L5 en 5+, pas de souci. Et L6, annoncée en A4 s'avale comme une bouchée de pain, ils ont craqué les anciens, tant mieux car nous avions pris du retard.Et pendant que Ben gravis la dernière longueur de la journée, j'installe le lit pour la nuit, à quelques 200m du sol, dément !Jeudi 23, on s'est dit que l'on allait petit déjeuner au soleil, mais il ne sortira pas de la journée, il fera même très froid. On nous avait dit :"Surtout n'oubliez pas la crème solaire et les lunettes!" mais en fait c'est surtout le bonnet et la doudoune qu'il ne fallait pas oublier.
Le mauvais temps nous fait sortir du duvet un peu tard et la mise en route est difficile. Surtout que l'on commence par une longueur un peu engagée sur les 10 premiers mètres. Ben se frise ensuite dans un beau dièdre en 6b. Dans la 9ème longueur, un petit pendule nous amène sous un beau dièdre en 6a /A1. Nous avalons les longueurs une par une pour enfin arriver à L12, 6c, 50m en fissure, qui s'élargie de plus en plus. Ben ne fera que 10m en libre avant de craquer, il fait trop froid et il n'a pas assez bu. Du coup il se fatigue très vite et la fissure l'impressionne un peu quand même. S'en suit une dernière grande longueur en neige et mixte, sans crampons ni piolets, pour atteindre le sommet du Fou à 18h00. Il ne fait pas beau et il y a un peu de vent.

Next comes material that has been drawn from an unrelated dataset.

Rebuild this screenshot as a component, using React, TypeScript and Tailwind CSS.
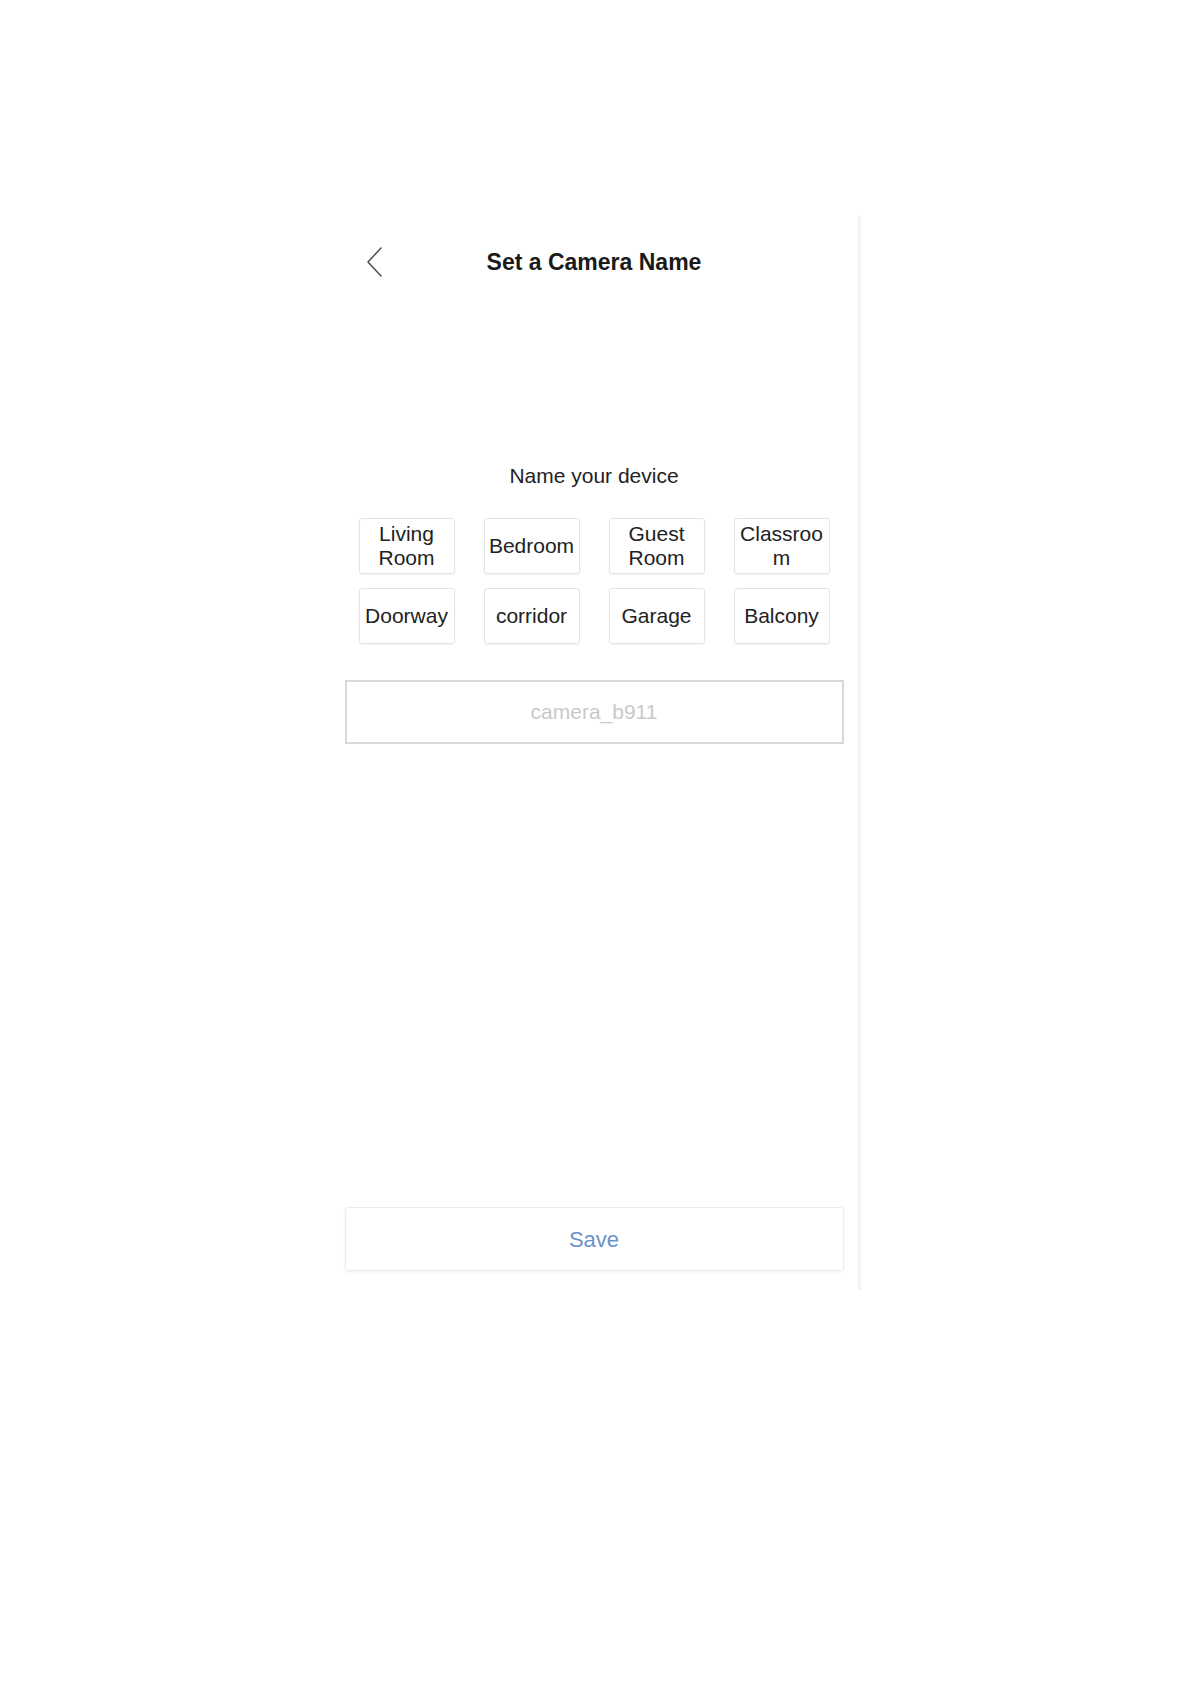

Nous ne nous éternisons pas au sommet et enquillons la descente en rappel. cela ne va pas trop durer, car nous coinçons la corde dès le premier rappel. Je me dévoue pour la récupérer 20m plus haut. Là c'est sûr, nous allons redescendre de nuit. La suite va bien se passer jusqu'au pied du couloir où nous décidons de rebivouaquer tranquillement, il est 22h30.
Nous fêtons la coche avec une bonne bouteille de bière Alphand puis sombrons dans un profond sommeil.
vendredi 24, la redescente à ski se fait tranquillement jusqu'au petit train du Montenvers qui nous ramènera sur Chamonix vers 11h30.

Vient ensuite le temps des retrouvailles avec les potes, autour d'une bonne bières.